Friday, December 16

Medicine: Where is it heading?

I'm fairly certain that by 2025 most types of cancer will be treatable. Cancer is an error in transcription whereby cells begin to replicate themselves unceasingly, creating tumors. The mechanisms that cause such unrestrained growth are understood. Whether inherited, procured from the environment, or imposed by chance, unmitigated tissue growth is a function of either cellular distress or invalidated watchdog mecahnisms. With the advent of gene therapy it seems inevitable that a high rate of treatment will be obtained in the immediate future.

What about psychiatrics? Here the waters become murky. What is the reality of the mind? What kind of inroads can medical science make into mental wellbeing? Where in the conceptual chain of physiology-psychiatry-psychology does material science give way to abstractionism, if indeed it ever does? Is there such a thing as a reality which has no basis in materialism? Will science ever conquer such things as depression, low self-esteem, sense of purpose? Will it explain creativity and altruism? Do we want to? What will be the consequence on human morale if it does? These seem to be the more pressing questions facing this new millenium.

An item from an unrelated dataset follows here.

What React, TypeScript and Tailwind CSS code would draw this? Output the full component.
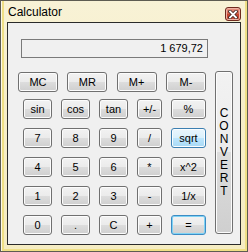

And why should we want to cure 'disease' at all? Isn't disease the weeding mechanism of evolution? What about overpopulation, resource depletion? This is the most abstract and least actualized facet of medicine. By doing good, are we doing harm? Like Asimov's 'zeroth law', will the Hippocratic Oath need to be modified to focus on the survival of species over individual? Who decides the future direction of the human race? To me, these are the fundamental questions of the 21st century. Until they are answered, every other breakthrough is subject to doubt and second-guessing. Let's establish a philosophical framework in which to place our progress rather than proceeding blindly, clinging to an intuition which may no longer serve us.